In 1971, following two decades on air, ABC cancelled the Lawrence Welk Show, a musical variety show led by the German-accented bandleader and accordionist, Lawrence Welk. Welk and his show were swept up in a series of mass cancellations that included shows like The Beverly Hillbillies, Green Acres, and Petticoat Junction. (“The Rural Purge”, as it was known, put all those shows out to pasture.) However, Welk would take his show into syndication and attract an even larger audience. When the series ended its run in 1982, it was television’s longest running musical variety show.
On this week’s episode, CBS Sunday Morning Correspondent Mo Rocca sits down with Saturday Night Live legend and star of HBO’s Los Espookys Fred Armisen to memorialize the accordionist, band leader, and television host who drew a weekly audience of as many as 30 million people.
“Could it be seen as something a little bit like … what the Grateful Dead did?” asked Armisen. “Just keep going, just keep going.”

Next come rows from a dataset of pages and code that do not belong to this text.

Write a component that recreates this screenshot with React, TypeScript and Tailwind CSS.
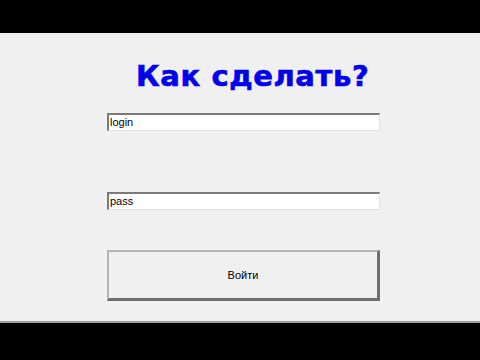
export default function App() {
  return (
    <div className="w-[480px] h-[360px] bg-black flex flex-col overflow-hidden">
      <div className="h-[33px] shrink-0 bg-black" />
      <main className="h-[290px] shrink-0 bg-[#f0f0f0] border-b-2 border-[#a0a0a0] flex flex-col">
        <h1
          className="mt-[26px] ml-[136px] text-[29px] leading-[34px] tracking-[0.6px] font-bold text-[#0000ee] [-webkit-text-stroke:0.6px_#0000ee]"
          style={{ fontFamily: '"DejaVu Sans", Verdana, sans-serif' }}
        >
          Как сделать?
        </h1>
        <div
          className="ml-[107px] w-[273px] flex flex-col text-[11px] text-black"
          style={{ fontFamily: '"Liberation Sans", Arial, sans-serif' }}
        >
          <div className="mt-[20px] h-[18px] bg-white border-t-2 border-l-2 border-[#7a7a7a] border-b border-r border-b-[#e3e3e3] border-r-[#e3e3e3] flex items-center pl-px">
            login
          </div>
          <div className="mt-[61px] h-[18px] bg-white border-t-2 border-l-2 border-[#7a7a7a] border-b border-r border-b-[#e3e3e3] border-r-[#e3e3e3] flex items-center pl-px">
            pass
          </div>
          <button className="mt-[40px] h-[51px] bg-[#f0f0f0] border-t-2 border-l-2 border-t-[#b4b4b4] border-l-[#b4b4b4] border-b-[3px] border-r-[3px] border-b-[#6e6e6e] border-r-[#6e6e6e] text-[11px] text-black">
            Войти
          </button>
        </div>
      </main>
      <div className="flex-1 bg-black" />
    </div>
  );
}
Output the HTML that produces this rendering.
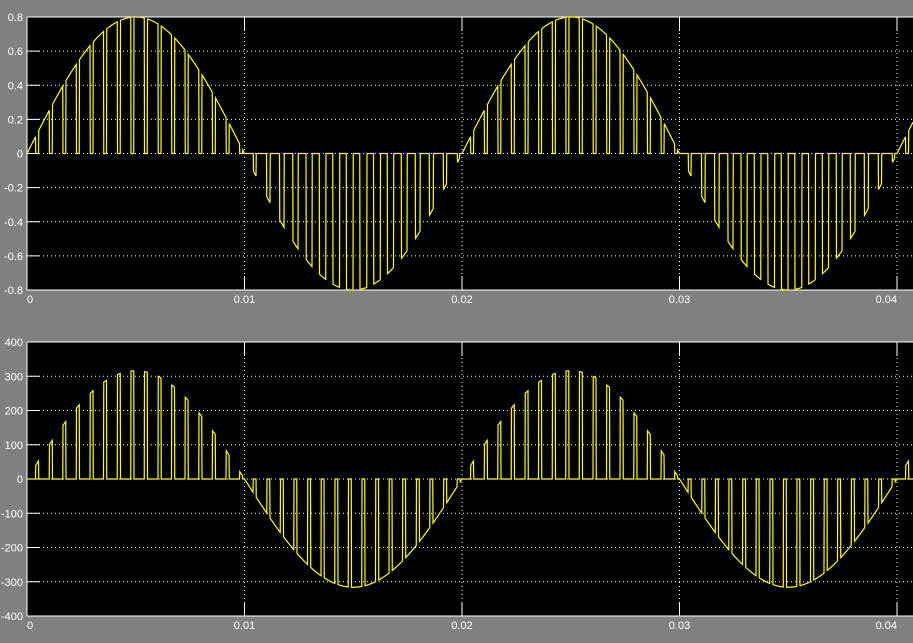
<!DOCTYPE html>
<html><head><meta charset="utf-8"><style>
html,body{margin:0;padding:0;background:#808080;width:913px;height:643px;overflow:hidden}
svg{display:block}
text{font-family:"Liberation Sans",sans-serif;font-size:11px;fill:#fff}
</style></head><body>
<svg id="s" width="913" height="643" xmlns="http://www.w3.org/2000/svg">
<rect x="0" y="0" width="913" height="643" fill="#808080"/>
<rect x="27" y="17" width="890" height="273" fill="#000"/>
<rect x="27" y="342" width="890" height="274" fill="#000"/>
<g id="g"></g>
</svg>
<script>
var g=document.getElementById('g'),NS='http://www.w3.org/2000/svg';
function el(t,a,txt){var e=document.createElementNS(NS,t);for(var k in a)e.setAttribute(k,a[k]);if(txt!=null)e.textContent=txt;g.appendChild(e);return e;}
function axes(top,bot,labels){
  var n=labels.length;
  for(var i=0;i<n;i++){var y=top+(bot-top)*i/(n-1);
    if(i>0&&i<n-1)el('line',{x1:27,y1:y,x2:913,y2:y,stroke:'#fff','stroke-width':1,'stroke-dasharray':'1,3'});
    el('line',{x1:27,y1:y,x2:40,y2:y,stroke:'#fff'});
    el('text',{x:23,y:y+4,'text-anchor':'end'},labels[i]);}
  var xl=['0','0.01','0.02','0.03','0.04'];
  for(var j=0;j<5;j++){var x=27+j*217.5;
    if(j>0)el('line',{x1:x,y1:top,x2:x,y2:bot,stroke:'#fff','stroke-dasharray':'1,3'});
    el('line',{x1:x,y1:bot,x2:x,y2:bot-14,stroke:'#fff'});
    el('line',{x1:x,y1:top,x2:x,y2:top+14,stroke:'#fff'});
    el('text',{x:x,y:bot+13,'text-anchor':j==0?'start':(j==4?'end':'middle')},xl[j]);}
  el('line',{x1:27,y1:top,x2:913,y2:top,stroke:'#fff'});
  el('line',{x1:27,y1:bot,x2:913,y2:bot,stroke:'#fff'});
  el('line',{x1:27,y1:top,x2:27,y2:bot,stroke:'#fff'});
}
axes(17,290,['0.8','0.6','0.4','0.2','0','-0.2','-0.4','-0.6','-0.8']);
axes(342,616,['400','300','200','100','0','-100','-200','-300','-400']);
var P=217.5/16;
function wave(top,bot,mode,amp){
  var mid=(top+bot)/2,A=(bot-top)/2*amp,pts=[];
  for(var x=27;x<=913;x+=0.25){
    var s=Math.sin((x-27)/435*2*Math.PI);
    var k=Math.floor((x-27)/P),c=27+(k+0.75)*P;
    var d=Math.abs(x-c),v;
    var pos=s>=0;
    if(mode==0){ if(pos) v=d<1.5?0:s; else {var w=1+2.5*Math.abs(s);v=d<w?s:0;} }
    else { if(pos) v=d<1.5?s:0; else v=d<1.5?0:s; }
    pts.push(x.toFixed(2)+','+(mid-v*A).toFixed(2));
  }
  el('polyline',{points:pts.join(' '),fill:'none',stroke:'#ffff00','stroke-width':1.2});
}
wave(17,290,0,1);wave(342,616,1,0.79);
</script>
</body></html>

Armisen famously parodied Welk during his tenure as a cast member on SNL, mastering his famous accent.
“I mean it really was just imitation from you know hearing him and watching him.” Said Armisen.
Welk, the child of German immigrants who made their way to the United States by way of the Ukraine, was raised on a farm in Strasburg, North Dakota. His father sold a cow to pay for Welk’s first accordion and, in exchange, Welk worked on the farm until he was 21 and turned over any monies earned from gigs.
“I think it's great of his father also to say, ‘OK you want to do this, but let's make it serious’”, said Armisen.
In his younger years, Welk fronted a ten piece band called the Hotsy-Totsy Boys as he made a name for himself across the upper midwest. Welk became famous for his so-called “Champagne Music," as fans likened it to drinking champagne: light and bubbly. The Lawrence Welk Show began as a local program in 1951 on KTLA in Los Angeles.
In this week’s podcast, host Mo Rocca and Fred Armisen will discuss Welk, their own personal memories of the show, and how the man who seemed like the ultimate square was anything but.